**COLLECTED DATA:**
** START **

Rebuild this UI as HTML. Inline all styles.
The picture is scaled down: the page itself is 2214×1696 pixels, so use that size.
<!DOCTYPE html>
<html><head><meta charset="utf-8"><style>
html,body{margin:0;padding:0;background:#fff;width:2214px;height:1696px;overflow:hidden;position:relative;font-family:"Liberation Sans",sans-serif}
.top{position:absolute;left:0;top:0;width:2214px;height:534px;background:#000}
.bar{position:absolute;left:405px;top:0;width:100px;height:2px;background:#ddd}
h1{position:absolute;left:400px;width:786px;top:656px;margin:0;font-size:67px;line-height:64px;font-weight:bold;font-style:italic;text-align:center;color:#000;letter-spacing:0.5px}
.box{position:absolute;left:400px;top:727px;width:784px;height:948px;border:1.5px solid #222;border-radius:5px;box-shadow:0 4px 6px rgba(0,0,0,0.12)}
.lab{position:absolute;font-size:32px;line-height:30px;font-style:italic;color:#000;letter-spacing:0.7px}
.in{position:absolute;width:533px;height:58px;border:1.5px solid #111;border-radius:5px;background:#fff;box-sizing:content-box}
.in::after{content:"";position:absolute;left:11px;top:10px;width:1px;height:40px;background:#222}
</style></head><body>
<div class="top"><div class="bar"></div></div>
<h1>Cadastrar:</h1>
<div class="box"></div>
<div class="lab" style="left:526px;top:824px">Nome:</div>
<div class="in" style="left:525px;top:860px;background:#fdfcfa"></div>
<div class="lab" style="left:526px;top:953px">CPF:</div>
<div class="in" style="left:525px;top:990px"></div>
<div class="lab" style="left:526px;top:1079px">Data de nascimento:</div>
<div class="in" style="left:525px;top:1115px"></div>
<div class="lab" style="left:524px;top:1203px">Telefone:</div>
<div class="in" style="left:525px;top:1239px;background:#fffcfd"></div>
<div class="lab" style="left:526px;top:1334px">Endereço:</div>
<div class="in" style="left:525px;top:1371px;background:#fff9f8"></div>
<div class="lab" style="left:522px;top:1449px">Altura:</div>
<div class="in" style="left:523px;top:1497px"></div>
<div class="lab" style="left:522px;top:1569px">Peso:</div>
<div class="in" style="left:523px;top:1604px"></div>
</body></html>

** END **

Reproduce the full listing exactly.

**FINAL RESULT:**
Rebuild this UI as HTML. Inline all styles.
The picture is scaled down: the page itself is 2214×1696 pixels, so use that size.
<!DOCTYPE html>
<html><head><meta charset="utf-8"><style>
html,body{margin:0;padding:0;background:#fff;width:2214px;height:1696px;overflow:hidden;position:relative;font-family:"Liberation Sans",sans-serif}
.top{position:absolute;left:0;top:0;width:2214px;height:534px;background:#000}
.bar{position:absolute;left:405px;top:0;width:100px;height:2px;background:#ddd}
h1{position:absolute;left:400px;width:786px;top:656px;margin:0;font-size:67px;line-height:64px;font-weight:bold;font-style:italic;text-align:center;color:#000;letter-spacing:0.5px}
.box{position:absolute;left:400px;top:727px;width:784px;height:948px;border:1.5px solid #222;border-radius:5px;box-shadow:0 4px 6px rgba(0,0,0,0.12)}
.lab{position:absolute;font-size:32px;line-height:30px;font-style:italic;color:#000;letter-spacing:0.7px}
.in{position:absolute;width:533px;height:58px;border:1.5px solid #111;border-radius:5px;background:#fff;box-sizing:content-box}
.in::after{content:"";position:absolute;left:11px;top:10px;width:1px;height:40px;background:#222}
</style></head><body>
<div class="top"><div class="bar"></div></div>
<h1>Cadastrar:</h1>
<div class="box"></div>
<div class="lab" style="left:526px;top:824px">Nome:</div>
<div class="in" style="left:525px;top:860px;background:#fdfcfa"></div>
<div class="lab" style="left:526px;top:953px">CPF:</div>
<div class="in" style="left:525px;top:990px"></div>
<div class="lab" style="left:526px;top:1079px">Data de nascimento:</div>
<div class="in" style="left:525px;top:1115px"></div>
<div class="lab" style="left:524px;top:1203px">Telefone:</div>
<div class="in" style="left:525px;top:1239px;background:#fffcfd"></div>
<div class="lab" style="left:526px;top:1334px">Endereço:</div>
<div class="in" style="left:525px;top:1371px;background:#fff9f8"></div>
<div class="lab" style="left:522px;top:1449px">Altura:</div>
<div class="in" style="left:523px;top:1497px"></div>
<div class="lab" style="left:522px;top:1569px">Peso:</div>
<div class="in" style="left:523px;top:1604px"></div>
</body></html>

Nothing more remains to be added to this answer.